I profess to a love of watching and listening to birds. I enjoy studying their behaviors and identifying the different species I see throughout the year, marking the seasons by their migrations, and seeing the next generation take flight. Observing the natural world offers therapeutic relief from the stresses of the human world and replenishes my spirit.
I’m not a The Big Year type of birder, spending countless dollars and vacation days jetting off to bird hubs just to get a glimpse of different species (this would only add to those human stress factors). I hang feeders in my yard with various types of bird favorites and watch them come and go. I listen to the cardinals, goldfinches, sparrows and blue jays as they swoop in and out for lunch or extended snacks. I drive around the lake looking for ducks, eagles, and sandpipers or along county roads looking for hawks, turkeys, and meadowlarks.
When I’ve seen all I can see from my car and when the weather warms to a reasonable temperature, I take more deliberate outings walking the streamway trails and footpaths that make up the recreation system in our county. Away from noisy roadways and the congestion of people, birds are abundant. With my binoculars or camera in hand (I can’t carry both at the same time), I can spy the smaller varieties of feathered critters hiding among the trees and prairie grasses.
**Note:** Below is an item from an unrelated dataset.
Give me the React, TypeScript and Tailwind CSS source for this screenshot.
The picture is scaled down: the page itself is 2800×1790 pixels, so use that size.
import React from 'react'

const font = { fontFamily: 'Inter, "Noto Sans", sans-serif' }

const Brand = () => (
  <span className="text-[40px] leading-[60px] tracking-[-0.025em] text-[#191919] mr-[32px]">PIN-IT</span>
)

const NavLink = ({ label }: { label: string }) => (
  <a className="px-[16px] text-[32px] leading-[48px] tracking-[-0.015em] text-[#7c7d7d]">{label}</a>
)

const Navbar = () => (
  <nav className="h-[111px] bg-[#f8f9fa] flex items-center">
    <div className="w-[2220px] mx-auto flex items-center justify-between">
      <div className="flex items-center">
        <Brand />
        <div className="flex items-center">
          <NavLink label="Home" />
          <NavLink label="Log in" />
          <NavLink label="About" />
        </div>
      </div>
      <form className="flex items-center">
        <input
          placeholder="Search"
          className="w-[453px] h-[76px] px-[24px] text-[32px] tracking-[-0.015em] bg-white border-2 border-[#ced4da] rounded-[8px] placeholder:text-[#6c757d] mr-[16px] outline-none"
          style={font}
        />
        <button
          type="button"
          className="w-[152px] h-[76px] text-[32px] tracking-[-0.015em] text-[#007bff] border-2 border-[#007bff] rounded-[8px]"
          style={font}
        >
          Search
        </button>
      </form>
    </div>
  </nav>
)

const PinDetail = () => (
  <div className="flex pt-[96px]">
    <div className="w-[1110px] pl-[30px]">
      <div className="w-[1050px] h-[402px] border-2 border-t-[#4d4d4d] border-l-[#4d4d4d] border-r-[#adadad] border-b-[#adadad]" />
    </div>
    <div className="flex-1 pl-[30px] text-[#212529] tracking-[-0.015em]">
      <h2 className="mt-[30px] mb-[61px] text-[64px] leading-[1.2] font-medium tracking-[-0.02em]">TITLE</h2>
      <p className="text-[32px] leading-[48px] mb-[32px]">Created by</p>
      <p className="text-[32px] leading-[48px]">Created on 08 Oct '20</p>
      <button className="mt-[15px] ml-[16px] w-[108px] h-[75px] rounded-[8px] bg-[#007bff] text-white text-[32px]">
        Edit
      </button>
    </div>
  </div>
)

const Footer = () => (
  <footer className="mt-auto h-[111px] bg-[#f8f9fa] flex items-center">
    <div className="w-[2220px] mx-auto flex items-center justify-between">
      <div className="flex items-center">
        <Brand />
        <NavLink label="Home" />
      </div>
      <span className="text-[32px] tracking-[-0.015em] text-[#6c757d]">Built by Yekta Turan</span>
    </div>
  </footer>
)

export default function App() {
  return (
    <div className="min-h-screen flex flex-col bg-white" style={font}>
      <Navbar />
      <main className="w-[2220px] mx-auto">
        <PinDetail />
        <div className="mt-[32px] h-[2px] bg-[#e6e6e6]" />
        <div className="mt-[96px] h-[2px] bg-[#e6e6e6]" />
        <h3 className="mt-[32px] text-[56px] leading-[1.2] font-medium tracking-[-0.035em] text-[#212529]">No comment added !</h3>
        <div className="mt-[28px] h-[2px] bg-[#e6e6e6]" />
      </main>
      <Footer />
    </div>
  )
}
With over 250 species coming through or residing in Eastern Kansas, I find a few new species each year that I haven’t seen before.
For birds outside my local area, I catch them on trips I’ve already planned for the family. Driving east or west, I may be able to spot hawks and songbirds along fences and at rest stops. Since we’ll be heading to Maine this month, I’m looking forward to finding some particular species I’ll never see in Kansas, such as puffins and storm-petrels.
I’ve been lucky this year to capture some of my observations with my camera, including the ever-elusive pileated woodpecker who swooped onto a utility pole while I just happened to be nearby. Birders know how exciting it can be to finally spot the one bird you’ve been looking for!
So far this year, I have over 70 birds on my yearly list, including several new varieties. And exciting as it is to find those new ones and the old favorites, the true joy of bird watching is just knowing they are out there and taking the time to listening to the natural chorus they sing.